Written instruction |
Every line holding the string "this" should be gathered.

Records to use |
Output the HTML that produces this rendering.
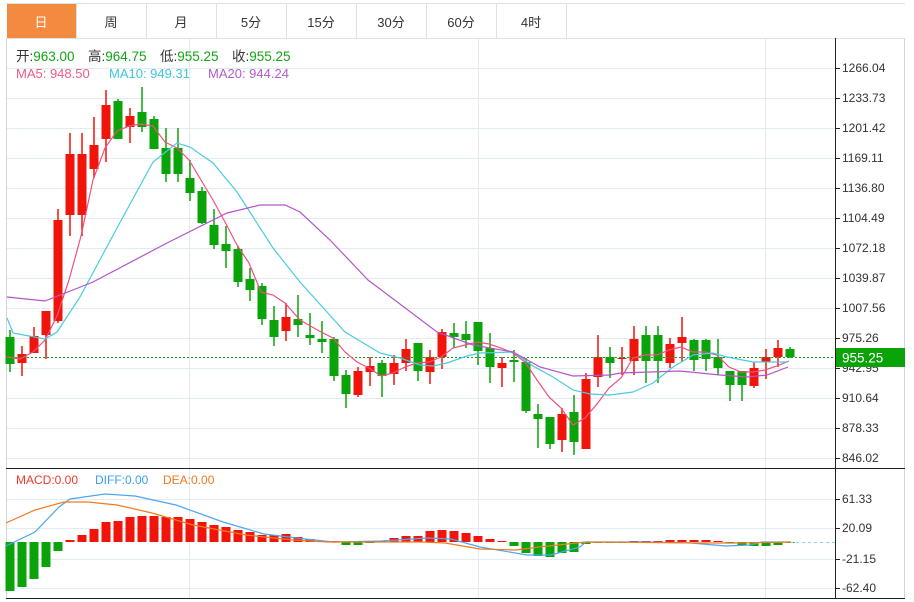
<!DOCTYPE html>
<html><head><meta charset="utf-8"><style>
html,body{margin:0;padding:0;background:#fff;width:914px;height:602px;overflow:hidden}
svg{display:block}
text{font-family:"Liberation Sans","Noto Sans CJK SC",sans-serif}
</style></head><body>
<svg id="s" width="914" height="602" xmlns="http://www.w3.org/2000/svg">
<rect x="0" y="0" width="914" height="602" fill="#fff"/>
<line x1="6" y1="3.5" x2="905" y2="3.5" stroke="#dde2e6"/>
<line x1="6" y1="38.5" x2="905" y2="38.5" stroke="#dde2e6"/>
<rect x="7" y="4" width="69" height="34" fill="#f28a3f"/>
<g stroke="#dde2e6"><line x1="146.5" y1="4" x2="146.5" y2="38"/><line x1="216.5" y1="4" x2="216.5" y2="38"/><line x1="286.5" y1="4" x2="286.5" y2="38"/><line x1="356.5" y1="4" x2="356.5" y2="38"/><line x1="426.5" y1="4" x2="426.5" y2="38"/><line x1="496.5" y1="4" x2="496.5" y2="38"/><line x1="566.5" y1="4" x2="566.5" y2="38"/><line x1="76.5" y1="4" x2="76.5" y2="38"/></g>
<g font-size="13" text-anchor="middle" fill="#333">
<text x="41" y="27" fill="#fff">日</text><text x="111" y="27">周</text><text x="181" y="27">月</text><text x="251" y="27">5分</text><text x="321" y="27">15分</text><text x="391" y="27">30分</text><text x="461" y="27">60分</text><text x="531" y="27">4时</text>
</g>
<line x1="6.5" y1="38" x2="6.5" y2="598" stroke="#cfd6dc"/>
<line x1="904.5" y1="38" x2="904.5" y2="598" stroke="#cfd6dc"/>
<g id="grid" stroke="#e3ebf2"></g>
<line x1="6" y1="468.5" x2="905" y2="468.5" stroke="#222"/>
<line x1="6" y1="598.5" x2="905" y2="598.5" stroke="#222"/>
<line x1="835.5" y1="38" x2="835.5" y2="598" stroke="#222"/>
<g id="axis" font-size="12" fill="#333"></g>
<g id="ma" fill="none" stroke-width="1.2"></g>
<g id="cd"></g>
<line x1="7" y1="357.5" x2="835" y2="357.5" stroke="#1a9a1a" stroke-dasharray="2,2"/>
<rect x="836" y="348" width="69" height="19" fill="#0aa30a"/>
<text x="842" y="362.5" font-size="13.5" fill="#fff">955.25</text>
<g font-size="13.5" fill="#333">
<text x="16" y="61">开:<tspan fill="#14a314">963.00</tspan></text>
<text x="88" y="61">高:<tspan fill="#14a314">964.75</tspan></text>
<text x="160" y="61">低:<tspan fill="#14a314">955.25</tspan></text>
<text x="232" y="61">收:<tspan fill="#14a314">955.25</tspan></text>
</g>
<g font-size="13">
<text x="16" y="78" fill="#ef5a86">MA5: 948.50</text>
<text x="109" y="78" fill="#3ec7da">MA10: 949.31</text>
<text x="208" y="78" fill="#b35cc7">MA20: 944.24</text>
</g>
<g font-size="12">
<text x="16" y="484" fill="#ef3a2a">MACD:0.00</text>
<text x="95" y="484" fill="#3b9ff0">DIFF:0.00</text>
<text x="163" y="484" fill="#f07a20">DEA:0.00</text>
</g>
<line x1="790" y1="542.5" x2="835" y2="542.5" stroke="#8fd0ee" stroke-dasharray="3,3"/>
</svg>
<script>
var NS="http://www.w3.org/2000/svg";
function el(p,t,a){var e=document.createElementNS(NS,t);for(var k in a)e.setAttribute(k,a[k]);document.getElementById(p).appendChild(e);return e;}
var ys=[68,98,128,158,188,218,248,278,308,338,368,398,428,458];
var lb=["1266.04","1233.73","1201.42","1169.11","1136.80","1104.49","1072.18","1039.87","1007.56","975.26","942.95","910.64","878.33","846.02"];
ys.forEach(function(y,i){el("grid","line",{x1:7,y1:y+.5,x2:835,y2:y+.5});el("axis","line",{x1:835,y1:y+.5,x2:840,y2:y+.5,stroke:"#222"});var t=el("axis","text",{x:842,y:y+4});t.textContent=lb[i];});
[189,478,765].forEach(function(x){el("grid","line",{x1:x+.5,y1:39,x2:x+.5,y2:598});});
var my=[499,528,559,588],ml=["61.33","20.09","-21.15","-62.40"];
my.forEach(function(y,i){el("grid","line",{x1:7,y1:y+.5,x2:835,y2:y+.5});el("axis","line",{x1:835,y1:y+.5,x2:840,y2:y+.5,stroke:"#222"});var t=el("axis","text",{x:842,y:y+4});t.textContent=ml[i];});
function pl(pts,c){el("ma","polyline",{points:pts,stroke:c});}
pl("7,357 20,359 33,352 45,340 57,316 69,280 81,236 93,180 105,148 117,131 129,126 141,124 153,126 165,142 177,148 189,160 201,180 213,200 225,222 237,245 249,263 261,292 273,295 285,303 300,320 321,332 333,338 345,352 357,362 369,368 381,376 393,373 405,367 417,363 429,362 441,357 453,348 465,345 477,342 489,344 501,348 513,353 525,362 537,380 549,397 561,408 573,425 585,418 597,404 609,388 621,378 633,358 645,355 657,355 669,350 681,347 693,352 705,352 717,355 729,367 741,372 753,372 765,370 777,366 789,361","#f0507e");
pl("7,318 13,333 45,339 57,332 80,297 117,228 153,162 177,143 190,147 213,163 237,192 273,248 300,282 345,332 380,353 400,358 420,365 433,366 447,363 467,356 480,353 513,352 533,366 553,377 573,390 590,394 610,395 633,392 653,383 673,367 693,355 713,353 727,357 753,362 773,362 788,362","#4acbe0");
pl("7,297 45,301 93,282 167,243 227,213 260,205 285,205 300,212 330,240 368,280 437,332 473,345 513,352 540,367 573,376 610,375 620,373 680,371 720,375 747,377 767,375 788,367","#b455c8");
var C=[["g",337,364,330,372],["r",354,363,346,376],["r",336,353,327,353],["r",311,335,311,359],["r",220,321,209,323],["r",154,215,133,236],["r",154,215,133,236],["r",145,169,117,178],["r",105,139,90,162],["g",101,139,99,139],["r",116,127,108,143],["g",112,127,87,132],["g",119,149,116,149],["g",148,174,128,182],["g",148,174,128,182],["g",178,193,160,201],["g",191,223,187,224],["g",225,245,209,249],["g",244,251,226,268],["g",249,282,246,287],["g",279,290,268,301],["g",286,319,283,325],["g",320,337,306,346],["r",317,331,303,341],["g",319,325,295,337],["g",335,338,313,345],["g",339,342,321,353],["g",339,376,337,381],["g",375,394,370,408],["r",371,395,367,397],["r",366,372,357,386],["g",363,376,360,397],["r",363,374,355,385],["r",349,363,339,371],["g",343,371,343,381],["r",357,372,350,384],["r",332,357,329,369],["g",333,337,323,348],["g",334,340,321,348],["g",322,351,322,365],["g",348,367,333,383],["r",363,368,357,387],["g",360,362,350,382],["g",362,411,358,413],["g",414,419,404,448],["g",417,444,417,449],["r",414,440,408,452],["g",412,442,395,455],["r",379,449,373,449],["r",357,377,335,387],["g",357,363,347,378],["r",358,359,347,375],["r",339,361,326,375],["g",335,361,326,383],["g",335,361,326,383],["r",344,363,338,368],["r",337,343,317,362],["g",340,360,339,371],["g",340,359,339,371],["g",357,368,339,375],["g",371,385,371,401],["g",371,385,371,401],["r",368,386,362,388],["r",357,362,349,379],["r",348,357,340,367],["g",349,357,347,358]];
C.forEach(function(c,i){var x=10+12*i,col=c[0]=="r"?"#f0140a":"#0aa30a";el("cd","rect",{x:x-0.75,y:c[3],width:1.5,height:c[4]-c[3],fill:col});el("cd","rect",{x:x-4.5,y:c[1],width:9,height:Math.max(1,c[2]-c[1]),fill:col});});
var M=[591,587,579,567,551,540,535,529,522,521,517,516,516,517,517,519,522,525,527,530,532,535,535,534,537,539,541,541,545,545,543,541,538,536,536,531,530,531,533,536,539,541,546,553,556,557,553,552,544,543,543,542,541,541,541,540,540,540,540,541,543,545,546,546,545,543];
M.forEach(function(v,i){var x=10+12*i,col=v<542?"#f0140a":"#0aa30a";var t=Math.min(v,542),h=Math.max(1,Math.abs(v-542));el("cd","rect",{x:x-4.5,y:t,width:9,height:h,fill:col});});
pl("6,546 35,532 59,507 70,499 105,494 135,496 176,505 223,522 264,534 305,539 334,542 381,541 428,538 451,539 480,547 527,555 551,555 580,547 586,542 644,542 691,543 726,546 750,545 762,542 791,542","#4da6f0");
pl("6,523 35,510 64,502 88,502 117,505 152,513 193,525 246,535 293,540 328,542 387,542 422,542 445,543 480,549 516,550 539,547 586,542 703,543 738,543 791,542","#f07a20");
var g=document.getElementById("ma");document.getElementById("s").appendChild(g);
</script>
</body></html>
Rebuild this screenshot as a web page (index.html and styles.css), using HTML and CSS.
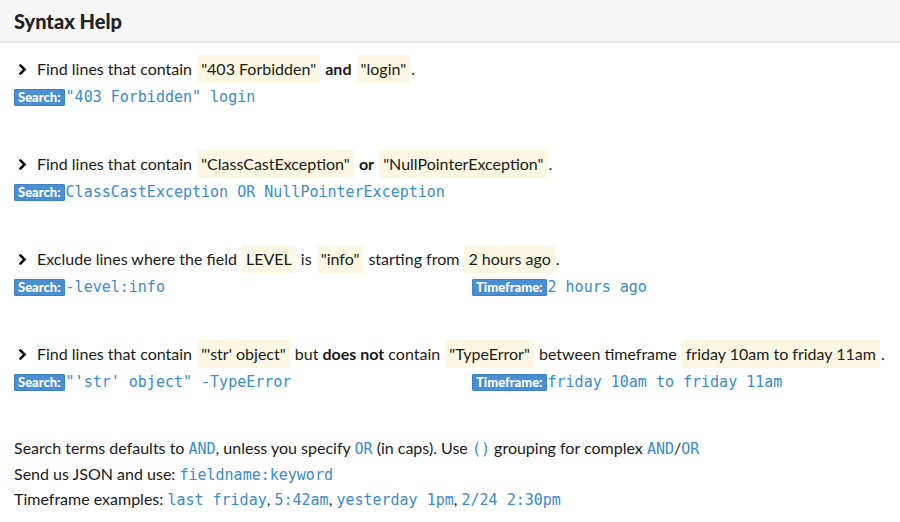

Task result |
Output the HTML that produces this rendering.
Rebuild this screenshot as a web page (index.html and styles.css), using HTML and CSS.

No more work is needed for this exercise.